I always used to ask for "no air", but one of the dispatchers at Hansen told me if it's a garage floor they are going to put air in it anyway. 
They always ask what I'm pouring, so I just specify "low air" now.


Sent from my SM-G930V using Tapatalk


----------



## Fishindude (Aug 15, 2017)

After looking at the pics, it looks like "crazing" to me.
This does not typically affect the structural integrity of a slab.

Never a bad idea to have the ready mix supplier rep come take a look and get their two cents worth.


----------



## NYCB (Sep 20, 2010)

mrcat said:


> I always used to ask for "no air", but one of the dispatchers at Hansen told me if it's a garage floor they are going to put air in it anyway.
> They always ask what I'm pouring, so I just specify "low air" now.
> 
> 
> Sent from my SM-G930V using Tapatalk


Hanson never asks me, they usually just ship it with air unless I tell them otherwise (and I do tell them otherwise because we've gotten floors with air in them).

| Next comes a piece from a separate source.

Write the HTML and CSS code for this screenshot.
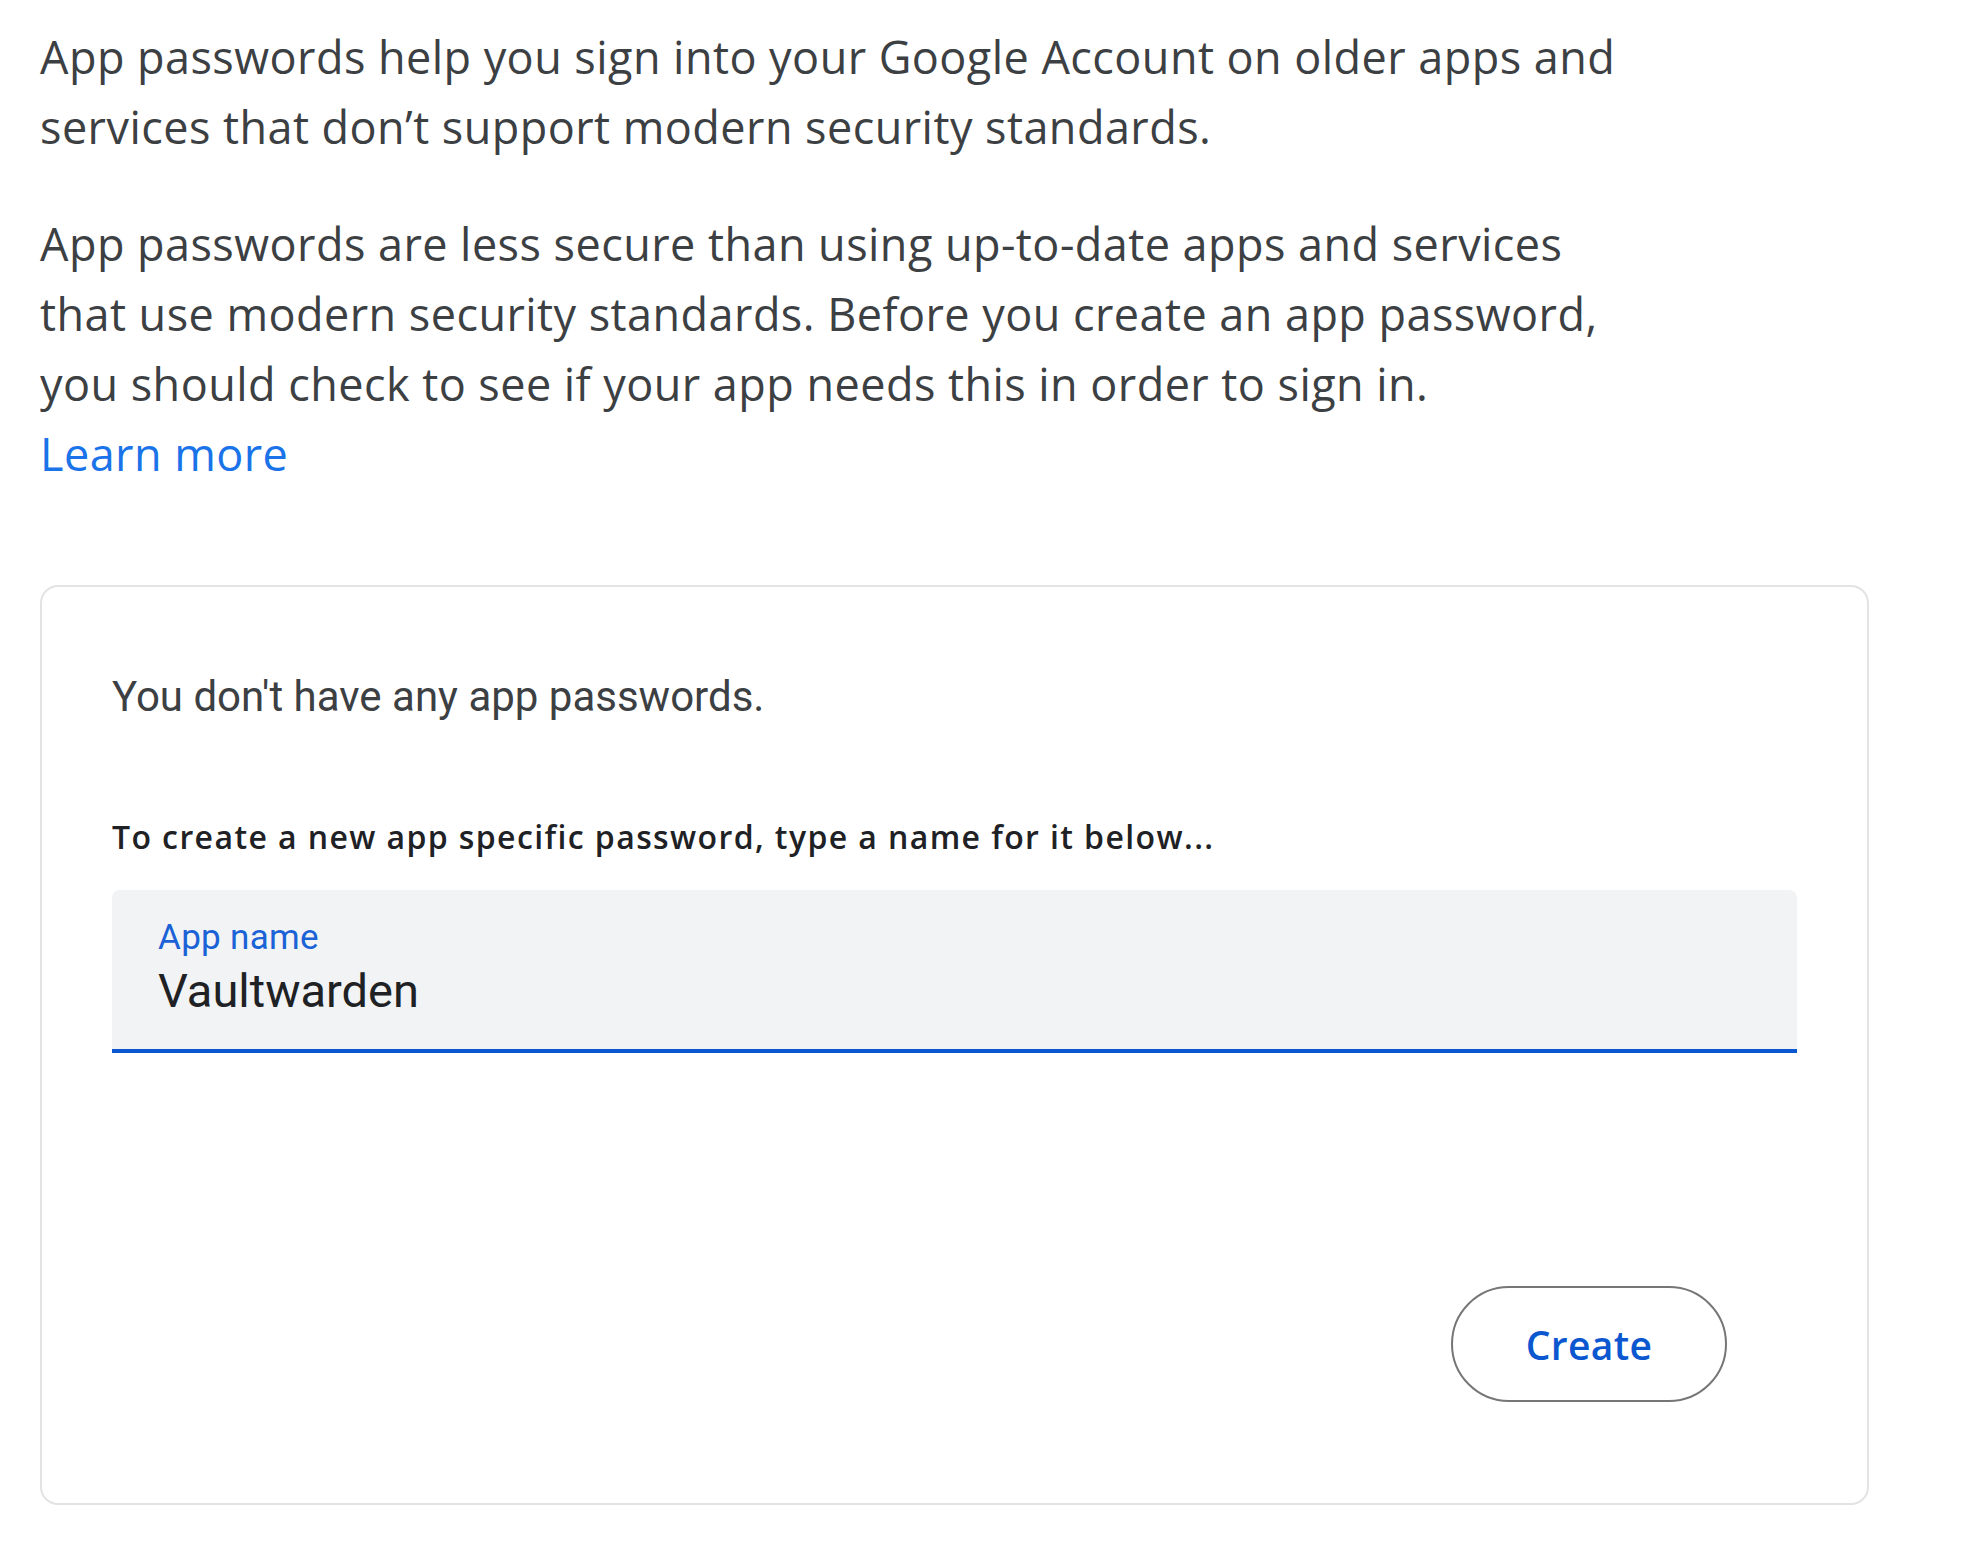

Robinson will always ask what you are pouring and batch it accordingly.


----------



## griz (Nov 26, 2009)

WOW, i don't get how some of you guys work.

the batch plant DOES NOT TELL ME what mix design i need...

I TELL THEM EXACTLY WHAT I WANT...

if the batch ticket does not match what i ordered, the load goes back. 

I'm building to pre-determined specs and my contract does not allow me to deviate without an approved RFI...


----------



## Mike-B (Feb 11, 2015)

I don't remember ever seeing a spec for a slab on grade that did not include at least 3% air. Most of what I see calls for 5-6%%.

Looks like the finishers may have let it get away from them a bit and added some water to the surface in order to complete the finishing process. Just a guess based on the color variations.


----------



## NYCB (Sep 20, 2010)

Mike-B said:


> I don't remember ever seeing a spec for a slab on grade that did not include at least 3% air. Most of what I see calls for 5-6%%.
> 
> Looks like the finishers may have let it get away from them a bit and added some water to the surface in order to complete the finishing process. Just a guess based on the color variations.


There's a few articles you can find floating around about finishing air entrained concrete, and that's pretty much what you have to do in order to not peel it.

Get it floated, and let it get tighter than you normally would, then get the steel on it and splash it a bit.

I think most guys have learned that from experience anyway, nothing worse than those first couple passes on a floor with air and having big clods come up off the surface because they are stuck to your shoes.


----------



## jomama (Oct 25, 2008)

I know this is a month old, but it's undoubtedly "crazing" shown in the images. Generally, not an issue other than aesthetically. If you're worried about it possibly delaminating, drag a log chain over it and listen for a "hollow" sound in spots. If you hear that, then you have something to worry about.

As for air entrainment, all concrete has what's called "natural air", which naturally occurs due to the mixing process, and is generally around 2% when tested.

We almost always pour "half air" mixes on power trowelled floors, which is about 3.5-4% air. Really cut's down on finishing sandy grit due to excessive bleed water.

We poured and finished full air (~6%) on hard trowelled floors here for years, mostly due to ignorance. Most basements floors were just fine (other than excessive cream pickup on shoes, tools, etc.. that NYCB mentioned above) but get a floor outside in the sun with some wind and low humidity, watch out, it would be become a crap-show real quickly.....


----------